> _WHAT IS ASKED_:
Without the images, print all the entries below exactly as given.

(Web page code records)
━━━━
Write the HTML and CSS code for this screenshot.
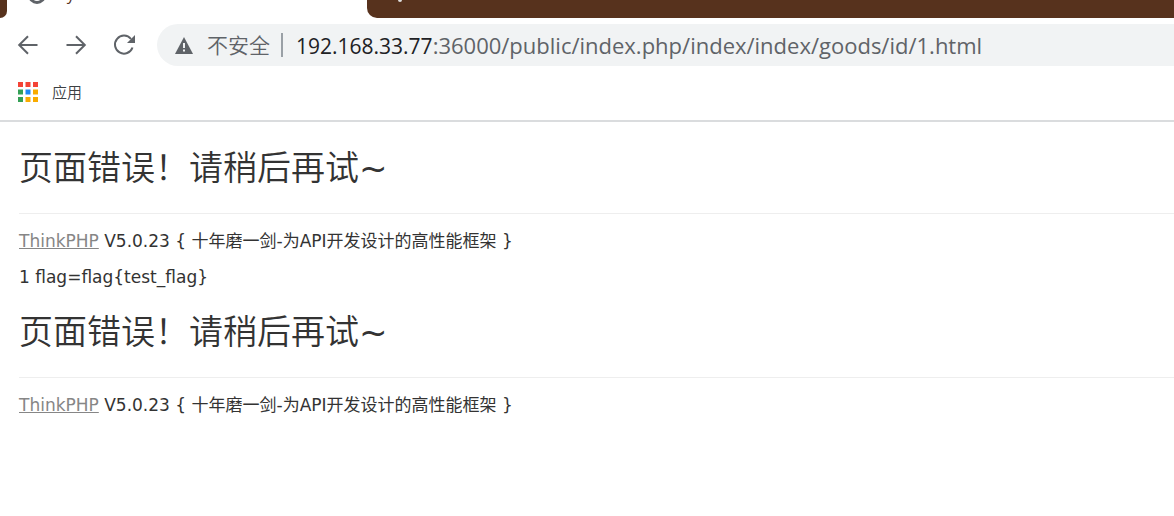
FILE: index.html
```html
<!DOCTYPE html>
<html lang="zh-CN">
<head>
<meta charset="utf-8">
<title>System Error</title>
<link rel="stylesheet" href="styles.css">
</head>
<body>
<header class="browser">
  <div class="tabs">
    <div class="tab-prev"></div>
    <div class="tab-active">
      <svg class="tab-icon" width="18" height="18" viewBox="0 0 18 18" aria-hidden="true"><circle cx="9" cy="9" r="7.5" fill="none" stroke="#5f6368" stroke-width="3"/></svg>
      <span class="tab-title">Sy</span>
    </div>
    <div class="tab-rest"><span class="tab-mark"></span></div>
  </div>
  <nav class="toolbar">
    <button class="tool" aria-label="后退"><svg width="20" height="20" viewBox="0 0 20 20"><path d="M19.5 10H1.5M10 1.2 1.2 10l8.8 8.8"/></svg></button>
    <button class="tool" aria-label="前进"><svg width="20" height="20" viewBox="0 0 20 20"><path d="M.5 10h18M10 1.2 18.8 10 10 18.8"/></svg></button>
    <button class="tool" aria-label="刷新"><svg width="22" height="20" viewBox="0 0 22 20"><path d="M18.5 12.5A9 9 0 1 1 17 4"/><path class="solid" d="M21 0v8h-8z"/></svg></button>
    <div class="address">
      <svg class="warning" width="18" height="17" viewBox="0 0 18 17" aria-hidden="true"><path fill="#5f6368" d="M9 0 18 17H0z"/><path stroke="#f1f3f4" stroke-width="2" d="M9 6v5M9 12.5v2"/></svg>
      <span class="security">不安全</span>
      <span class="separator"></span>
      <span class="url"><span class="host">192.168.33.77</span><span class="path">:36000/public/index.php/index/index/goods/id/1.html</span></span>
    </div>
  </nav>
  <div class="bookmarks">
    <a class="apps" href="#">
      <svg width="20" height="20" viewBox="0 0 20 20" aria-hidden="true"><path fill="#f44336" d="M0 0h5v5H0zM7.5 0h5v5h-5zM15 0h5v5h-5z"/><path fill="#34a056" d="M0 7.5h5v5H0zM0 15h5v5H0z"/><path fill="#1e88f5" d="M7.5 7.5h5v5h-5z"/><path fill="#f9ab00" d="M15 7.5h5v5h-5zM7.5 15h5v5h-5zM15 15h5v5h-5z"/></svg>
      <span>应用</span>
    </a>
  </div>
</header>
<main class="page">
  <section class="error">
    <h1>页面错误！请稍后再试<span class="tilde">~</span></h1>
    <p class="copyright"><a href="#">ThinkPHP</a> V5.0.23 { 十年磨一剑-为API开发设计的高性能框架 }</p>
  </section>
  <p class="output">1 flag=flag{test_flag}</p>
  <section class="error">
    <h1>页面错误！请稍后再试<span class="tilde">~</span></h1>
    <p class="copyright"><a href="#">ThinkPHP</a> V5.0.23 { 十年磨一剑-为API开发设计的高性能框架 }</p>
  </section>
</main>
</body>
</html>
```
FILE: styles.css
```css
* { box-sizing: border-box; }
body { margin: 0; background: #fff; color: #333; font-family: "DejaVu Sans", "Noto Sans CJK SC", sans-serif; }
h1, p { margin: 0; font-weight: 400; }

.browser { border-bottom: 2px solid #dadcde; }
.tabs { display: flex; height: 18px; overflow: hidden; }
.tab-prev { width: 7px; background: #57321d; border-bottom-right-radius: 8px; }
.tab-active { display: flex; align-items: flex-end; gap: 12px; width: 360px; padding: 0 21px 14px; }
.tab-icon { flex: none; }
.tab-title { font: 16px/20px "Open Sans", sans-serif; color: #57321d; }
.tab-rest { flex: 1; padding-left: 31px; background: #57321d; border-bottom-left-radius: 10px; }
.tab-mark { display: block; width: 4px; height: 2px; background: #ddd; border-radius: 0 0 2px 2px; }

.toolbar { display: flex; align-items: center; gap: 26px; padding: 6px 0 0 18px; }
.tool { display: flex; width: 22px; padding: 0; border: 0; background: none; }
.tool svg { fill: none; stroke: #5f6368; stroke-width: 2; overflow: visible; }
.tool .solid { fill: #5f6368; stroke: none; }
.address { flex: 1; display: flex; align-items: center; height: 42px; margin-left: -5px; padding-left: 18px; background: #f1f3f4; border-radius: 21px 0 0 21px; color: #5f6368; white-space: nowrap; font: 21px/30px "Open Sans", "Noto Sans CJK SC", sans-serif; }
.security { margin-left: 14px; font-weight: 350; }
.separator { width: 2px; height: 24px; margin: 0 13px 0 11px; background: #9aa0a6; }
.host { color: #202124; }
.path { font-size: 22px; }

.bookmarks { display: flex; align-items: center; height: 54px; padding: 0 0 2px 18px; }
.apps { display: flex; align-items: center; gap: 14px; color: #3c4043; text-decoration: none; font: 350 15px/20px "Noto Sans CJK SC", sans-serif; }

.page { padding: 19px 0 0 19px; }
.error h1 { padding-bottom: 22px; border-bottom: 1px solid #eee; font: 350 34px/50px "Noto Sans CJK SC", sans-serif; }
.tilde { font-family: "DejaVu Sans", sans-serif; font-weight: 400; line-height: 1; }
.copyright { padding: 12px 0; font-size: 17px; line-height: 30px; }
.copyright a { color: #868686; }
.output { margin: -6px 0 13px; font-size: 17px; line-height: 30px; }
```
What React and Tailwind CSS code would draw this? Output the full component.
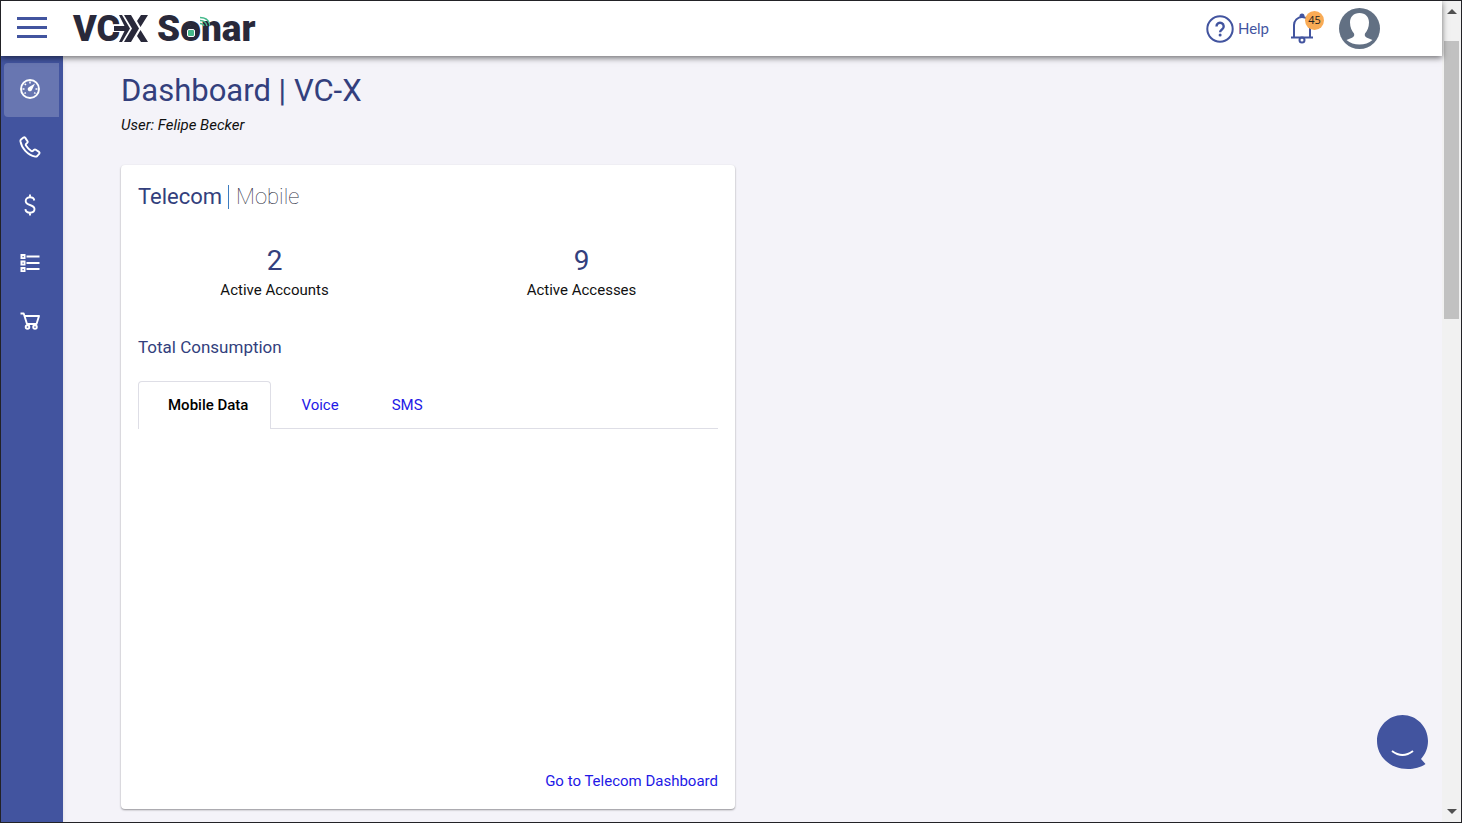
━━━━
> _WRITTEN ANSWER_:
Write the HTML and CSS code for this screenshot.
FILE: index.html
```html
<!DOCTYPE html>
<html lang="zh-CN">
<head>
<meta charset="utf-8">
<title>System Error</title>
<link rel="stylesheet" href="styles.css">
</head>
<body>
<header class="browser">
  <div class="tabs">
    <div class="tab-prev"></div>
    <div class="tab-active">
      <svg class="tab-icon" width="18" height="18" viewBox="0 0 18 18" aria-hidden="true"><circle cx="9" cy="9" r="7.5" fill="none" stroke="#5f6368" stroke-width="3"/></svg>
      <span class="tab-title">Sy</span>
    </div>
    <div class="tab-rest"><span class="tab-mark"></span></div>
  </div>
  <nav class="toolbar">
    <button class="tool" aria-label="后退"><svg width="20" height="20" viewBox="0 0 20 20"><path d="M19.5 10H1.5M10 1.2 1.2 10l8.8 8.8"/></svg></button>
    <button class="tool" aria-label="前进"><svg width="20" height="20" viewBox="0 0 20 20"><path d="M.5 10h18M10 1.2 18.8 10 10 18.8"/></svg></button>
    <button class="tool" aria-label="刷新"><svg width="22" height="20" viewBox="0 0 22 20"><path d="M18.5 12.5A9 9 0 1 1 17 4"/><path class="solid" d="M21 0v8h-8z"/></svg></button>
    <div class="address">
      <svg class="warning" width="18" height="17" viewBox="0 0 18 17" aria-hidden="true"><path fill="#5f6368" d="M9 0 18 17H0z"/><path stroke="#f1f3f4" stroke-width="2" d="M9 6v5M9 12.5v2"/></svg>
      <span class="security">不安全</span>
      <span class="separator"></span>
      <span class="url"><span class="host">192.168.33.77</span><span class="path">:36000/public/index.php/index/index/goods/id/1.html</span></span>
    </div>
  </nav>
  <div class="bookmarks">
    <a class="apps" href="#">
      <svg width="20" height="20" viewBox="0 0 20 20" aria-hidden="true"><path fill="#f44336" d="M0 0h5v5H0zM7.5 0h5v5h-5zM15 0h5v5h-5z"/><path fill="#34a056" d="M0 7.5h5v5H0zM0 15h5v5H0z"/><path fill="#1e88f5" d="M7.5 7.5h5v5h-5z"/><path fill="#f9ab00" d="M15 7.5h5v5h-5zM7.5 15h5v5h-5zM15 15h5v5h-5z"/></svg>
      <span>应用</span>
    </a>
  </div>
</header>
<main class="page">
  <section class="error">
    <h1>页面错误！请稍后再试<span class="tilde">~</span></h1>
    <p class="copyright"><a href="#">ThinkPHP</a> V5.0.23 { 十年磨一剑-为API开发设计的高性能框架 }</p>
  </section>
  <p class="output">1 flag=flag{test_flag}</p>
  <section class="error">
    <h1>页面错误！请稍后再试<span class="tilde">~</span></h1>
    <p class="copyright"><a href="#">ThinkPHP</a> V5.0.23 { 十年磨一剑-为API开发设计的高性能框架 }</p>
  </section>
</main>
</body>
</html>
```
FILE: styles.css
```css
* { box-sizing: border-box; }
body { margin: 0; background: #fff; color: #333; font-family: "DejaVu Sans", "Noto Sans CJK SC", sans-serif; }
h1, p { margin: 0; font-weight: 400; }

.browser { border-bottom: 2px solid #dadcde; }
.tabs { display: flex; height: 18px; overflow: hidden; }
.tab-prev { width: 7px; background: #57321d; border-bottom-right-radius: 8px; }
.tab-active { display: flex; align-items: flex-end; gap: 12px; width: 360px; padding: 0 21px 14px; }
.tab-icon { flex: none; }
.tab-title { font: 16px/20px "Open Sans", sans-serif; color: #57321d; }
.tab-rest { flex: 1; padding-left: 31px; background: #57321d; border-bottom-left-radius: 10px; }
.tab-mark { display: block; width: 4px; height: 2px; background: #ddd; border-radius: 0 0 2px 2px; }

.toolbar { display: flex; align-items: center; gap: 26px; padding: 6px 0 0 18px; }
.tool { display: flex; width: 22px; padding: 0; border: 0; background: none; }
.tool svg { fill: none; stroke: #5f6368; stroke-width: 2; overflow: visible; }
.tool .solid { fill: #5f6368; stroke: none; }
.address { flex: 1; display: flex; align-items: center; height: 42px; margin-left: -5px; padding-left: 18px; background: #f1f3f4; border-radius: 21px 0 0 21px; color: #5f6368; white-space: nowrap; font: 21px/30px "Open Sans", "Noto Sans CJK SC", sans-serif; }
.security { margin-left: 14px; font-weight: 350; }
.separator { width: 2px; height: 24px; margin: 0 13px 0 11px; background: #9aa0a6; }
.host { color: #202124; }
.path { font-size: 22px; }

.bookmarks { display: flex; align-items: center; height: 54px; padding: 0 0 2px 18px; }
.apps { display: flex; align-items: center; gap: 14px; color: #3c4043; text-decoration: none; font: 350 15px/20px "Noto Sans CJK SC", sans-serif; }

.page { padding: 19px 0 0 19px; }
.error h1 { padding-bottom: 22px; border-bottom: 1px solid #eee; font: 350 34px/50px "Noto Sans CJK SC", sans-serif; }
.tilde { font-family: "DejaVu Sans", sans-serif; font-weight: 400; line-height: 1; }
.copyright { padding: 12px 0; font-size: 17px; line-height: 30px; }
.copyright a { color: #868686; }
.output { margin: -6px 0 13px; font-size: 17px; line-height: 30px; }
```
What React and Tailwind CSS code would draw this? Output the full component.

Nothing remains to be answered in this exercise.